RENEWABLES: Global prices for clean energy will be competitive with fossil fuels by 2020, according to a report by the International Renewable Energy Agency. (Greentech Media)

BIOFUELS: Many economists and some environmental groups now agree that biodiesel made from soybeans is a wasteful use of resources. (NPR)

CLEAN TECH: Manufacturing sensors and controls for various advanced energy purposes is a major economic opportunity for Wisconsin, according to a report released today. (Midwest Energy News)

OIL & GAS:
• Within days, the country’s oil output is expected to reach 10 million barrels per day, breaking a record set in 1970. (Reuters)
• The New York-based oil and gas company Hess Corp. says it will lay off about 300 employees starting this week. (Houston Chronicle)
• The cost of the 2010 BP oil spill continues to rise, with BP telling investors its costs grew by $1.7 billion. (The Hill)
• The U.S. Chamber of Commerce is calling for a gasoline tax increase to pay for infrastructure projects. (Washington Post)

PIPELINES: Opponents of a pipeline slated to cross 162 miles of land in in Louisiana are suing the project’s owners to make its records publicly available. (Associated Press)

COAL:
• A look at the future of shuttered coal plant sites around the country. (Utility Dive)
• Ten coal plants in Pennsylvania may have to reduce the toxic emissions they release into waterways as part of a settlement between the state’s Department of Environmental Protection and a group of environmental advocates. (Utility Dive)
• Up to a million tons of Montana coal will be shipped to Japan, where two state-of-the-art power plants will convert the fuel into synthetic natural gas. (Billings Gazette)
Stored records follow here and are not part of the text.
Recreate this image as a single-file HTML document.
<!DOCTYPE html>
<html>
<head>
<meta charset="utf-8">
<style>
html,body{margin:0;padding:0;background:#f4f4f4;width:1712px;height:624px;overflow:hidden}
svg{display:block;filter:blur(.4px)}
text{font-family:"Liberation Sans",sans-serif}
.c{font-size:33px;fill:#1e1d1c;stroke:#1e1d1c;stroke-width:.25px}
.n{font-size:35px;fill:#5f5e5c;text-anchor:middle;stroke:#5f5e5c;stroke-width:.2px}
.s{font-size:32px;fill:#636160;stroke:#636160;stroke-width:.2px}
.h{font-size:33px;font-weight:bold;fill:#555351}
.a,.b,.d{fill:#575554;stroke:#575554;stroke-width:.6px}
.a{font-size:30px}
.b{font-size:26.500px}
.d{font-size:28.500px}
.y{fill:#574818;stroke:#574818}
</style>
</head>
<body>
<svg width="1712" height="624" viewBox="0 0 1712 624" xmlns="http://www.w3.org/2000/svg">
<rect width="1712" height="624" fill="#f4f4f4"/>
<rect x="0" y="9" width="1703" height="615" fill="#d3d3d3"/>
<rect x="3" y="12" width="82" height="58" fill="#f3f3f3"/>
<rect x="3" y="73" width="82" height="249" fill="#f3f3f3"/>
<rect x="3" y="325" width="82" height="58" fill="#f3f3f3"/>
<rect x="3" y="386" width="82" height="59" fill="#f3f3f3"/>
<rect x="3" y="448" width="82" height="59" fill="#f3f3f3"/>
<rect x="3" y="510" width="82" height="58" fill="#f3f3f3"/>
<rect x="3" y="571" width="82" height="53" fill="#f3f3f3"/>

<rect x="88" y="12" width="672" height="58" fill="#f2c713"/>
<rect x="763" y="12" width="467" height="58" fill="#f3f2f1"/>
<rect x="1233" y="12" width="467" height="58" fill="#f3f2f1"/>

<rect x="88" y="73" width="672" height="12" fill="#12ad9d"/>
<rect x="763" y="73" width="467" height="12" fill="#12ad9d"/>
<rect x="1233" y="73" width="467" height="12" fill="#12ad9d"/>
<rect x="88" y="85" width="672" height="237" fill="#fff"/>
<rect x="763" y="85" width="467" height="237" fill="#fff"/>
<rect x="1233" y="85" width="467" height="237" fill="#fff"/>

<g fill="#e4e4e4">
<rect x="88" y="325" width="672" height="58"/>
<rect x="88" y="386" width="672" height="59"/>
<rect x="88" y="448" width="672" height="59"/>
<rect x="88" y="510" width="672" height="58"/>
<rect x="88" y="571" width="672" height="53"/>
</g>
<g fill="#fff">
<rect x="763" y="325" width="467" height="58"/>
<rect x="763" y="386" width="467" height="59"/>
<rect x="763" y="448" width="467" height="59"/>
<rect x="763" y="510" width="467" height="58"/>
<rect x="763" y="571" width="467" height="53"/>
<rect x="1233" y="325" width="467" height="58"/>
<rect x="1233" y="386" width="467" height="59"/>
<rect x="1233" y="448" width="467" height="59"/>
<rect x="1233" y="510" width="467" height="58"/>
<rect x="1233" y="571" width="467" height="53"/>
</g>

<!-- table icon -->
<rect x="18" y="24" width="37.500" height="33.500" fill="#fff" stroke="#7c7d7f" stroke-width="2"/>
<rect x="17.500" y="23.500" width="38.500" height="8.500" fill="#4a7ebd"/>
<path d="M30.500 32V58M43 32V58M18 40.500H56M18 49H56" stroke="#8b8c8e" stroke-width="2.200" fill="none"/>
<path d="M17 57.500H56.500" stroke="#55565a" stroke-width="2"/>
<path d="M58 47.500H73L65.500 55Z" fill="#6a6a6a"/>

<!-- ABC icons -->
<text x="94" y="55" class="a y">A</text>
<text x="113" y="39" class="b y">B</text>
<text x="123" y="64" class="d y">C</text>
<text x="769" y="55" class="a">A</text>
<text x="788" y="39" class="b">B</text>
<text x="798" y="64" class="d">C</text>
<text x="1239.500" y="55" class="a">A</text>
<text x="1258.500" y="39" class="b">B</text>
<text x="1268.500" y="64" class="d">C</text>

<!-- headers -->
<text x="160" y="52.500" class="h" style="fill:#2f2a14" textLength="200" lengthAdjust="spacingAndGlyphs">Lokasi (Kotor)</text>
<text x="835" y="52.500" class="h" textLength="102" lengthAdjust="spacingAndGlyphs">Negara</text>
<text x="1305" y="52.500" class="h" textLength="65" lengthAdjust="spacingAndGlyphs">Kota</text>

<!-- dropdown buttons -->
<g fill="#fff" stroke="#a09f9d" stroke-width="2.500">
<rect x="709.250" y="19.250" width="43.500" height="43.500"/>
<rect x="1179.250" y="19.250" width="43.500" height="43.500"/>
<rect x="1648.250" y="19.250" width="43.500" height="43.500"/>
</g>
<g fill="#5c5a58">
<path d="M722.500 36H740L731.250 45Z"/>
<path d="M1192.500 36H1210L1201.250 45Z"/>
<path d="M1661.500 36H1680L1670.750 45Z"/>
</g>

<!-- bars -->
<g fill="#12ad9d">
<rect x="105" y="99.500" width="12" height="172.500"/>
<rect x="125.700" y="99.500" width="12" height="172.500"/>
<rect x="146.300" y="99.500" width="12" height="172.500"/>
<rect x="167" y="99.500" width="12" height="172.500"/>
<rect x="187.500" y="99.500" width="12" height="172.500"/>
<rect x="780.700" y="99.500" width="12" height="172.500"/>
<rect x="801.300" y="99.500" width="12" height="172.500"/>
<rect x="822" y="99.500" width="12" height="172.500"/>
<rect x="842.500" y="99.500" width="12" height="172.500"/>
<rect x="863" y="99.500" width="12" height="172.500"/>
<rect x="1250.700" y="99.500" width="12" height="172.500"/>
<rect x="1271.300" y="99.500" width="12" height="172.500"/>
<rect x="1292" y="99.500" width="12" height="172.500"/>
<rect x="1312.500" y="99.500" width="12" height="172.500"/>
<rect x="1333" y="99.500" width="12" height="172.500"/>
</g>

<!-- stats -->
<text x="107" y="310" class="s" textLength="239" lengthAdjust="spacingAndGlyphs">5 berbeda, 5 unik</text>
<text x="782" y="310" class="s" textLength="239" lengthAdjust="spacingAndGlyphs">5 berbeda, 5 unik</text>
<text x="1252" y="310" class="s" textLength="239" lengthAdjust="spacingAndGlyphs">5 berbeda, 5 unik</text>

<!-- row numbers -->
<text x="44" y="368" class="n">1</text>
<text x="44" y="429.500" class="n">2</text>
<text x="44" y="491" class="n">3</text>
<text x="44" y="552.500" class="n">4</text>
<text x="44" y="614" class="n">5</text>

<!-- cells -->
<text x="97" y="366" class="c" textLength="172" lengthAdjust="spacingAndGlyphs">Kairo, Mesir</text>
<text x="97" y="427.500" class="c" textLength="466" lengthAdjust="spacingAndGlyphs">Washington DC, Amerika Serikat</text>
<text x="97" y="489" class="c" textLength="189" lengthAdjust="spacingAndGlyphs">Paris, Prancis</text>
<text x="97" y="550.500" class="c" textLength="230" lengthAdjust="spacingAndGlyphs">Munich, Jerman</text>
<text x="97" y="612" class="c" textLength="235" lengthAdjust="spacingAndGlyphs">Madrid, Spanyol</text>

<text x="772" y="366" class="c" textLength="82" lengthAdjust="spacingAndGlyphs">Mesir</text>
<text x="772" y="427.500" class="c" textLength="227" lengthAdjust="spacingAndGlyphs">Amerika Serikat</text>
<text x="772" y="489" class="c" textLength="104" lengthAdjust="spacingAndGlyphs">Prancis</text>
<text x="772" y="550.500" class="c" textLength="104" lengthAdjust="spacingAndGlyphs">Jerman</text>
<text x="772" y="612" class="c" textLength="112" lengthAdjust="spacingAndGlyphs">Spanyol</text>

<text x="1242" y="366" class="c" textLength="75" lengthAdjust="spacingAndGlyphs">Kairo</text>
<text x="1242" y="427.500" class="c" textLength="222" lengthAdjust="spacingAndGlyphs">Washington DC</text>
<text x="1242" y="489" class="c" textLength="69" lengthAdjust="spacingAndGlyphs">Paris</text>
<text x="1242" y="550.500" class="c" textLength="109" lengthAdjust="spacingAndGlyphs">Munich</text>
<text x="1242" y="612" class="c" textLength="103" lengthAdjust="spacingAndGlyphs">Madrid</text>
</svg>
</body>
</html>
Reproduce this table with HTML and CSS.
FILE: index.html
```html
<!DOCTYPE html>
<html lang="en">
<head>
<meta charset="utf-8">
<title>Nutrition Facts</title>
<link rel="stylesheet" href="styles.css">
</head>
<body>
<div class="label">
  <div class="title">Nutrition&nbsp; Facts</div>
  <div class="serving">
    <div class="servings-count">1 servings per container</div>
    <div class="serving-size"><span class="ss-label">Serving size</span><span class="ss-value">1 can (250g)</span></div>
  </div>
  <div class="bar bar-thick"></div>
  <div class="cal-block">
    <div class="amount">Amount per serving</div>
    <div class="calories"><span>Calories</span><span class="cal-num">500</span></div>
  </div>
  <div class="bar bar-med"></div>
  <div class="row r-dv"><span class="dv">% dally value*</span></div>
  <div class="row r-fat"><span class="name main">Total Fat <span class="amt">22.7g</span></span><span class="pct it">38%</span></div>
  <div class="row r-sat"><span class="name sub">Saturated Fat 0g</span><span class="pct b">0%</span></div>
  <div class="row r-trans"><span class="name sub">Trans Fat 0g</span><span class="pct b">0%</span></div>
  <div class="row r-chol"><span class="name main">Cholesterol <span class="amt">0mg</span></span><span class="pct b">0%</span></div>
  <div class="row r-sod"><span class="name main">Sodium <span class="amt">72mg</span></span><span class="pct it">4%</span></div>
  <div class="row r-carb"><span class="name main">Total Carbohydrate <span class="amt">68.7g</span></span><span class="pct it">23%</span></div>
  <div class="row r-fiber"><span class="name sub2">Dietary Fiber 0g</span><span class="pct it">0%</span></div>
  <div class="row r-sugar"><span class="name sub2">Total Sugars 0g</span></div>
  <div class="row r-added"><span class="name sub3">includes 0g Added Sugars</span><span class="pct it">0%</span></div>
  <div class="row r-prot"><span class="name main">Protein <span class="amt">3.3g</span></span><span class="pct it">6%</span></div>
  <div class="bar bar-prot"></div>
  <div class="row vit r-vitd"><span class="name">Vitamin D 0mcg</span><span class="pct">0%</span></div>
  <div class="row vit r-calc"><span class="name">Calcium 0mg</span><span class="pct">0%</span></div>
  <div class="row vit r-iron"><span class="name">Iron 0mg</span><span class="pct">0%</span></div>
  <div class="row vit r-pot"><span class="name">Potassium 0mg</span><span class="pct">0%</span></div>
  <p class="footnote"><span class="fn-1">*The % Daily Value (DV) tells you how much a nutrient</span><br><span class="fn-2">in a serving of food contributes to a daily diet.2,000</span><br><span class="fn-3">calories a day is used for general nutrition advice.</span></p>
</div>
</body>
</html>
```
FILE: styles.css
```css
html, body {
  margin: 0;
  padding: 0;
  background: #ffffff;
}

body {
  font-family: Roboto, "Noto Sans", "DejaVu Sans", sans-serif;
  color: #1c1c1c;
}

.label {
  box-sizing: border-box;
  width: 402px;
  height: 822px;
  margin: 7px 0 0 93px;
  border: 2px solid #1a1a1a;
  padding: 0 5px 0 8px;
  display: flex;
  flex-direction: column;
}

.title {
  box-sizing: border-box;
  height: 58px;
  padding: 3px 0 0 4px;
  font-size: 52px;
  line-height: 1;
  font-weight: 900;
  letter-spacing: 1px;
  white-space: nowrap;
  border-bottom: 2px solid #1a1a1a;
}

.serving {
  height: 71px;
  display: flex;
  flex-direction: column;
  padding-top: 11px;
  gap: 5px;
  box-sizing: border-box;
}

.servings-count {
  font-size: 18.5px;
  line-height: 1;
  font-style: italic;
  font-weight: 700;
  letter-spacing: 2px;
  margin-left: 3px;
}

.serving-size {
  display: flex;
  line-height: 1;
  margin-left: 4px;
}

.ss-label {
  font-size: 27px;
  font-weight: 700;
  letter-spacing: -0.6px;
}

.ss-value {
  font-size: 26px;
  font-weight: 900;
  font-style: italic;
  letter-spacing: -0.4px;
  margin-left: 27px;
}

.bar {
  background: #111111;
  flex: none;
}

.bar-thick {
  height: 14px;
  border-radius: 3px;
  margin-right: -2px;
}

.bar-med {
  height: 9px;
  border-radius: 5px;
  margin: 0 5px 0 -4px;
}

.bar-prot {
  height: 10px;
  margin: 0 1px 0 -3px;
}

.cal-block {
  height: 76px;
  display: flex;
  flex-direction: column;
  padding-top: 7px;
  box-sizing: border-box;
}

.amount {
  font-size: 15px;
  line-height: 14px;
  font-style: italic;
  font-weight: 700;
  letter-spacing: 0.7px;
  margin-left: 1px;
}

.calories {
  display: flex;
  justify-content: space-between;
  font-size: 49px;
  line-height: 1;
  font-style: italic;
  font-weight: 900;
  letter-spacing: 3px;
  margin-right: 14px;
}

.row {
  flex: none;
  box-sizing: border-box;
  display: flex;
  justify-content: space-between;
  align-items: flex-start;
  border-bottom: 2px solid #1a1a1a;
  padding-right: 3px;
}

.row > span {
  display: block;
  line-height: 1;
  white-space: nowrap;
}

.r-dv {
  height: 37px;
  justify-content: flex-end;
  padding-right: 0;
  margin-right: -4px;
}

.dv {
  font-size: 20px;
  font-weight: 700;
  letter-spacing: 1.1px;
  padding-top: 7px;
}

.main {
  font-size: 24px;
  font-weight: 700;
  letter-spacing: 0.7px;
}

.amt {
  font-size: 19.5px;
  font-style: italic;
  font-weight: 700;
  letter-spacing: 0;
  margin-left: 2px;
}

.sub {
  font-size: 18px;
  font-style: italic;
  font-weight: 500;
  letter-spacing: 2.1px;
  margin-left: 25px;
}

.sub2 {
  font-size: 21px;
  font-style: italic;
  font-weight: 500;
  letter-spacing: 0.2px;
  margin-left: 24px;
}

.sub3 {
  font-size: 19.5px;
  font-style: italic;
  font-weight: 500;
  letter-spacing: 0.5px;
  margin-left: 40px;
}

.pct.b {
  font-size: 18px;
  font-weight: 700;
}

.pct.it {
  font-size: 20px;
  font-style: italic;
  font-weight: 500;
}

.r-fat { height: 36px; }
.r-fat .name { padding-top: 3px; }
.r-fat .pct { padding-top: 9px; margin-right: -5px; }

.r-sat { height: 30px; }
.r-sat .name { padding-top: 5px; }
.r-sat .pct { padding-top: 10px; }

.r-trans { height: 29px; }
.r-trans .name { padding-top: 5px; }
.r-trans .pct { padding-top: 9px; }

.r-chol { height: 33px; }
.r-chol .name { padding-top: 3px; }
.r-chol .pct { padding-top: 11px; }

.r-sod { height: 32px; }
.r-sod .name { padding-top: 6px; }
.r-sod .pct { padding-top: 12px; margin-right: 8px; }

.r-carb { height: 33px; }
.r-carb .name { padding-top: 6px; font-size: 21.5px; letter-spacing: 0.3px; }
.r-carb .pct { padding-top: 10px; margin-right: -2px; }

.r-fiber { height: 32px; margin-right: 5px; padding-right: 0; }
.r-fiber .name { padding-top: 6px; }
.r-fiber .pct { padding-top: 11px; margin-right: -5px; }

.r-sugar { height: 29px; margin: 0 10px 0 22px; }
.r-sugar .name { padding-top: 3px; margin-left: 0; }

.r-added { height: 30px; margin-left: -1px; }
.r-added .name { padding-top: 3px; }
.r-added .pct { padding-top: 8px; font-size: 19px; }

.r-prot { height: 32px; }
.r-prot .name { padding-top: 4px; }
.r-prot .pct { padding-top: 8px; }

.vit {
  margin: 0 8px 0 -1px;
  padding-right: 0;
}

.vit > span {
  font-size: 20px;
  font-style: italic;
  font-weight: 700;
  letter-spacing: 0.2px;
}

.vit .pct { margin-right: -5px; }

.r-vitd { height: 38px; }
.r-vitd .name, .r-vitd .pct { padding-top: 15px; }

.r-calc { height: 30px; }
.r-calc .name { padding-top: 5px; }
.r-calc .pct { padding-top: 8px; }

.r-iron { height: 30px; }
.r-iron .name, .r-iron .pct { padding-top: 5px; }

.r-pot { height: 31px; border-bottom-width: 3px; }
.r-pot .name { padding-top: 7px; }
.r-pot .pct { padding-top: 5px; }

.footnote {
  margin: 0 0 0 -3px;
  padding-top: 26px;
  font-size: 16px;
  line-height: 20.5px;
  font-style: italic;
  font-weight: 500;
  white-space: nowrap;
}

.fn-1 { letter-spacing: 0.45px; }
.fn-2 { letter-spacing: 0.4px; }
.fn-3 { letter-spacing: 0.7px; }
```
NUCLEAR: Workers at the Indian Point nuclear plant in New York are threatening to go on strike as they seek a labor deal that would extend beyond the plant’s planned 2021 closure. (Westfair Online) 

UTILITIES: An Iowa town’s plan to create a municipally owned utility is financially feasible, according to a consultant’s report. (Midwest Energy News)

REGULATION:
• FERC Commissioner Neil Chatterjee says the agency’s decision to reject an Energy Department proposal to subsidize coal and nuclear plants demonstrates the agency’s independence from the Trump administration, and the plan wasn’t legally defensible. (Houston Chronicle, The Hill)
• Chatterjee says a new FERC investigation into grid resilience could take longer than the 90-day time-frame established by regulators last week. (Utility Dive)

COMMENTARY:
Record-low bids to build renewables for Xcel Energy in Colorado are proof that “renewable energy is not ‘alternative’ anymore,” writes David Roberts. (Vox)
• A tariff on imported solar cells would artificially raise prices and hurt the United States’ burgeoning solar industry, says the editorial board of USA Today.